Ordeal, or deal with it

I said to the Yeti, wash yo’ butt! Quit leaping out like that, you’ll scare the children. Second graders by the looks of them, more-or-less absorbed in their crayoning, which I can only imagine features yellow suns in the corner and birds in the shape of the letter m. Motherly letter, how well I remember learning its name! M’s the one that looks like mountains and the birds that circle them, idiotically, in old cracked paintings from the Renaissance – which I still can’t spell without help. Every day is Earth Day, but today is special because my ISP is down and I am forced to go wandering outside, peering closely at the unfamiliar trees and wondering where I left my clothes, all of a sudden, and why I have grown so hairy. I’ve been taking howling lessons from Elvis, listen: [fire alarm]. Then there’s [a train whistle, only it’s nothing like a whistle]. I am walking lightly on the earth, I am stopping to smell the flowers, let me hear you say Hail Yeah. My feet are shaped like large, cracked gourds, my nose drips like a candle. My eyes – Lord knows – are bloodshot from too much peering in peoples’ windows to watch TV. I am registered to vote – no party affiliation. The last time I tried to affiliate, no one was willing to swear in blood.

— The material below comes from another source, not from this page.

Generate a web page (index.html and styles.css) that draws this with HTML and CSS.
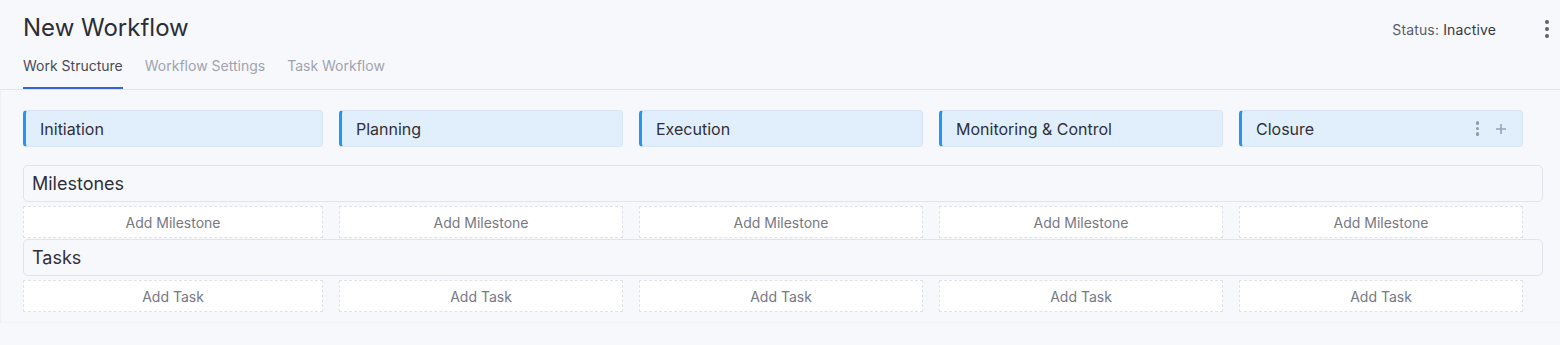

What the hell good was that? You want friendship, you want brotherhood, get out the goddamn knife. Nobody wants to commit anymore: no walking under turf, no trials by ordeal. It’s enough just to enter a couple digits somewhere, move a decimal point and poof! someone’s nonexistent wallet gets heavier, poof! a mountain turns into a valley, poof! mercury is good for us. Easy come, easy go. My friend the coyote stopped by and left his calling card, a pungent remark bristling with the hair of somebody’s dog. It was in fact shaped like the letter C. You can read into that whatever you want. And since today is Earth Day, I expect some fool will try.